Presentation Information
[O6-04]What does the Fröhlich effect tell us about sensation time?
*Pascal Mamassian1 (1. CNRS & Ecole Normale Supérieure Paris (France))
Keywords:
sensation time,Fröhlich effect,motion perception,visual psychophysics
When an object suddenly appears and starts moving, its initial position is often mislocalized in its direction of motion. In 1923, Friedrich Fröhlich used this effect to measure the “sensation time”, i.e. the time between the impact of light on the retina and the corresponding visual sensation. He reasoned that sensation time can be directly inferred from the spatial bias, given the object speed. This reasoning has since been heavily criticised and new interpretations for the Fröhlich effect have been offered, in particular one based on a spatial prediction that extrapolates into the future to compensate for neural delays. Does this mean that the Fröhlich effect is useless to measure sensation time? We addressed this question by manipulating the duration of a moving object from 50 to 300ms. For the same observers in different experiments, we asked them to report the perceived spatial onset of a small moving disc, its perceived offset, its perceived duration, and its perceived speed. To control for possible eccentricity effects, the object rotated along a visible circle centered on the fixation point.
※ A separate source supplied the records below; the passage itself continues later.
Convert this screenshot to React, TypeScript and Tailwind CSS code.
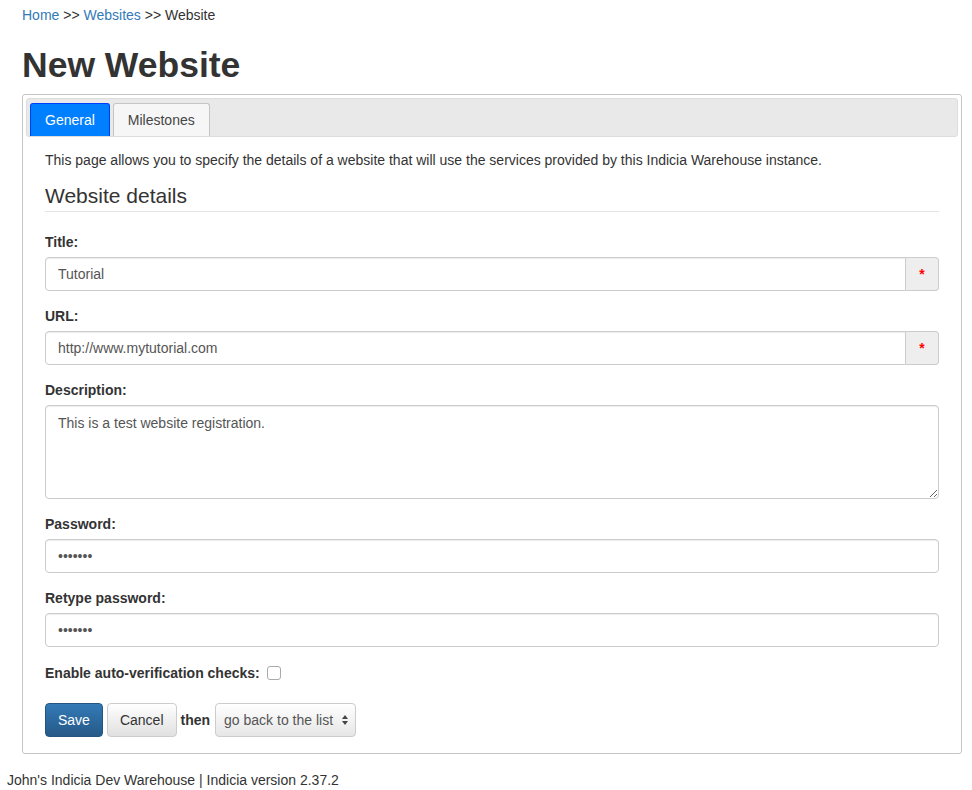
import React from 'react';

const font = { fontFamily: '"Liberation Sans", Arial, Helvetica, sans-serif' };

const inputCls =
  'block w-full h-[34px] border border-[#ccc] rounded-[4px] px-3 text-[14px] text-[#555] shadow-[inset_0_1px_1px_rgba(0,0,0,0.075)] outline-none';

function RequiredInput({ value }: { value: string }) {
  return (
    <div className="flex h-[34px]">
      <input
        readOnly
        value={value}
        className="flex-1 h-full border border-[#ccc] rounded-l-[4px] px-3 text-[14px] text-[#555] shadow-[inset_0_1px_1px_rgba(0,0,0,0.075)] outline-none"
      />
      <span className="w-[33px] h-full flex items-center justify-center border border-l-0 border-[#ccc] rounded-r-[4px] bg-[#eee] text-[#f00] text-[14px] font-bold">
        *
      </span>
    </div>
  );
}

function Label({ children }: { children: React.ReactNode }) {
  return <label className="block text-[14px] leading-[20px] font-bold text-[#333] mb-[5px]">{children}</label>;
}

export default function App() {
  return (
    <div style={font} className="bg-white text-[#333] min-h-[790px] px-[7px] pt-[6px]">
      <div className="ml-[15px] mr-[3px]">
        <div className="text-[14px] leading-[18px]">
          <a className="text-[#337ab7]">Home</a> &gt;&gt; <a className="text-[#337ab7]">Websites</a> &gt;&gt; Website
        </div>
        <h1 className="text-[35.5px] font-bold leading-[40px] mt-[21px] mb-[9px] text-[#333]">New Website</h1>

        <div className="border border-[#c5c5c5] rounded-[3px] p-[3px]">
          <div className="flex gap-[3px] bg-[#e9e9e9] border border-[#ddd] rounded-[3px] pt-[4px] px-[3px]">
            <div className="h-[33px] px-[14px] flex items-center bg-[#007fff] border border-[#003eff] border-b-0 rounded-t-[3px] text-white text-[14px]">
              General
            </div>
            <div className="h-[33px] px-[14px] flex items-center bg-[#f6f6f6] border border-[#c5c5c5] border-b-0 rounded-t-[3px] text-[#454545] text-[14px]">
              Milestones
            </div>
          </div>

          <div className="px-[19px] pt-[13px] pb-[13px]">
            <p className="text-[14px] leading-[20px]">
              This page allows you to specify the details of a website that will use the services provided by this Indicia Warehouse instance.
            </p>
            <h2 className="text-[21px] leading-[24px] mt-[14px] pb-[3px] border-b border-[#e5e5e5]">Website details</h2>

            <div className="mt-[20px]">
              <Label>Title:</Label>
              <RequiredInput value="Tutorial" />
            </div>
            <div className="mt-[15px]">
              <Label>URL:</Label>
              <RequiredInput value="http://www.mytutorial.com" />
            </div>
            <div className="mt-[15px]">
              <Label>Description:</Label>
              <textarea
                readOnly
                value="This is a test website registration."
                className="block w-full h-[94px] border border-[#ccc] rounded-[4px] px-3 py-[7px] text-[14px] text-[#555] shadow-[inset_0_1px_1px_rgba(0,0,0,0.075)] outline-none resize-y"
              />
            </div>
            <div className="mt-[15px]">
              <Label>Password:</Label>
              <input readOnly type="password" value="1234567" className={inputCls} />
            </div>
            <div className="mt-[15px]">
              <Label>Retype password:</Label>
              <input readOnly type="password" value="1234567" className={inputCls} />
            </div>
            <div className="mt-[16px] h-[20px] flex items-center gap-[7px]">
              <span className="text-[14px] font-bold">Enable auto-verification checks:</span>
              <span className="w-[14px] h-[14px] border border-[#aaa] rounded-[3px] bg-white" />
            </div>

            <div className="mt-[20px] flex items-center gap-[4px]">
              <button className="h-[34px] px-[12px] rounded-[4px] border border-[#245580] bg-gradient-to-b from-[#337ab7] to-[#265a88] text-white text-[14px]">
                Save
              </button>
              <button className="h-[34px] px-[12px] rounded-[4px] border border-[#ccc] bg-gradient-to-b from-white to-[#e0e0e0] text-[#333] text-[14px]">
                Cancel
              </button>
              <span className="text-[14px] font-bold">then</span>
              <div className="h-[34px] w-[141px] ml-[1px] flex items-center justify-between pl-[8px] pr-[6px] rounded-[4px] border border-[#ccc] bg-gradient-to-b from-white to-[#e6e6e6] text-[14px] text-[#555]">
                <span>go back to the list</span>
                <svg width="8" height="12" viewBox="0 0 8 12">
                  <path d="M4 1 L7 5 L1 5 Z" fill="#444" />
                  <path d="M4 11 L7 7 L1 7 Z" fill="#444" />
                </svg>
              </div>
            </div>
          </div>
        </div>
      </div>
      <div className="text-[14px] leading-[20px] mt-[16px]">John's Indicia Dev Warehouse | Indicia version 2.37.2</div>
    </div>
  );
}
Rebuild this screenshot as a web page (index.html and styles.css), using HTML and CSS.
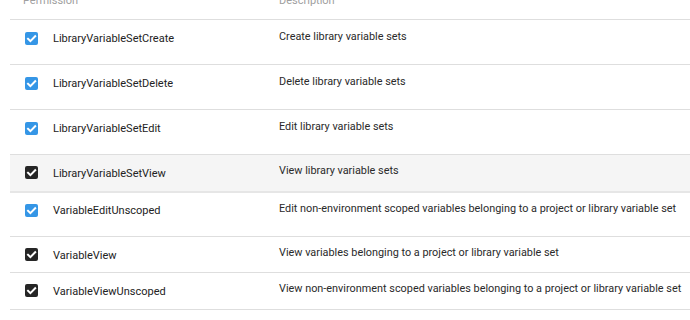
FILE: index.html
```html
<!DOCTYPE html>
<html>
<head>
<meta charset="utf-8">
<link rel="stylesheet" href="styles.css">
</head>
<body>
<div class="table">
  <div class="head">
    <div class="hcell hperm">Permission</div>
    <div class="hcell">Description</div>
  </div>
  <div class="row tall">
    <div class="perm"><span class="cb blue"><svg viewBox="0 0 13 13"><path d="M3 6.8 L5.4 9.1 L10.2 4.2" /></svg></span><span class="name">LibraryVariableSetCreate</span></div>
    <div class="desc">Create library variable sets</div>
  </div>
  <div class="row tall">
    <div class="perm"><span class="cb blue"><svg viewBox="0 0 13 13"><path d="M3 6.8 L5.4 9.1 L10.2 4.2" /></svg></span><span class="name">LibraryVariableSetDelete</span></div>
    <div class="desc">Delete library variable sets</div>
  </div>
  <div class="row tall">
    <div class="perm"><span class="cb blue"><svg viewBox="0 0 13 13"><path d="M3 6.8 L5.4 9.1 L10.2 4.2" /></svg></span><span class="name">LibraryVariableSetEdit</span></div>
    <div class="desc">Edit library variable sets</div>
  </div>
  <div class="row short hover">
    <div class="perm"><span class="cb dark"><svg viewBox="0 0 13 13"><path d="M3 6.8 L5.4 9.1 L10.2 4.2" /></svg></span><span class="name">LibraryVariableSetView</span></div>
    <div class="desc">View library variable sets</div>
  </div>
  <div class="row tall sep">
    <div class="perm"><span class="cb blue"><svg viewBox="0 0 13 13"><path d="M3 6.8 L5.4 9.1 L10.2 4.2" /></svg></span><span class="name">VariableEditUnscoped</span></div>
    <div class="desc">Edit non-environment scoped variables belonging to a project or library variable set</div>
  </div>
  <div class="row short2">
    <div class="perm"><span class="cb dark"><svg viewBox="0 0 13 13"><path d="M3 6.8 L5.4 9.1 L10.2 4.2" /></svg></span><span class="name">VariableView</span></div>
    <div class="desc">View variables belonging to a project or library variable set</div>
  </div>
  <div class="row short">
    <div class="perm"><span class="cb dark"><svg viewBox="0 0 13 13"><path d="M3 6.8 L5.4 9.1 L10.2 4.2" /></svg></span><span class="name">VariableViewUnscoped</span></div>
    <div class="desc">View non-environment scoped variables belonging to a project or library variable set</div>
  </div>
  <div class="row end"></div>
</div>
</body>
</html>
```
FILE: styles.css
```css
html, body {
  margin: 0;
  padding: 0;
  background: #ffffff;
}
body {
  font-family: Roboto, "Liberation Sans", sans-serif;
  font-size: 11px;
  color: #222222;
  overflow: hidden;
}
.table {
  margin-left: 10px;
}
.head {
  display: grid;
  grid-template-columns: 269px 1fr;
  height: 19px;
  color: #a0a0a0;
  line-height: 13px;
}
.hcell {
  margin-top: -6px;
}
.hperm {
  padding-left: 13px;
}
.row {
  display: grid;
  grid-template-columns: 269px 1fr;
  border-top: 1px solid #dedede;
  box-sizing: border-box;
}
.row.sep { border-top: 2px solid #e6e6e6; }
.row.tall { height: 45px; }
.row.short { height: 37px; }
.row.short2 { height: 36px; }
.row.hover { background: #f5f5f5; }
.row.end { height: 12px; }
.perm {
  display: flex;
  align-items: center;
  align-self: start;
  padding-top: 12px;
  padding-left: 15px;
  line-height: 13px;
}
.short .perm, .short2 .perm { padding-top: 11px; }
.short .name, .short2 .name { position: relative; top: 1px; }
.cb {
  width: 13px;
  height: 13px;
  border-radius: 2px;
  display: inline-flex;
  flex: none;
  margin-right: 15px;
}
.cb svg {
  width: 13px;
  height: 13px;
}
.cb path {
  fill: none;
  stroke: #ffffff;
  stroke-width: 2;
  stroke-linecap: square;
}
.cb.blue { background: #3596e6; }
.cb.dark { background: #262626; }
.name {
  color: #222222;
}
.desc {
  padding-top: 10px;
  line-height: 13px;
  font-size: 10.87px;
  color: #2a2a2a;
}
.sep .perm { padding-top: 11px; }
.sep .desc { padding-top: 9px; }
.short .desc, .short2 .desc { padding-top: 9px; }
```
This path was divided into two sectors of different colours, half was blue and the other half orange, and the colour boundaries defined reference marks that observed used to report their perceived onset or offset (e.g. “was stimulus onset in the blue or orange sector?”). Surprisingly, we found an “anti-Fröhlich” effect: the perceived spatial onset was before the start of the motion, at a location that the object never occupied. We also found that perceived speed was largely overestimated, and more so for shorter durations. Finally, we did not find any significant bias in perceived offset or perceived duration. Overall, these results are consistent with a global inference of perceived duration, speed, onset and offset locations, all at the same time at the end of the motion. We argue that this delay relative to the object appearance is informative about sensation time.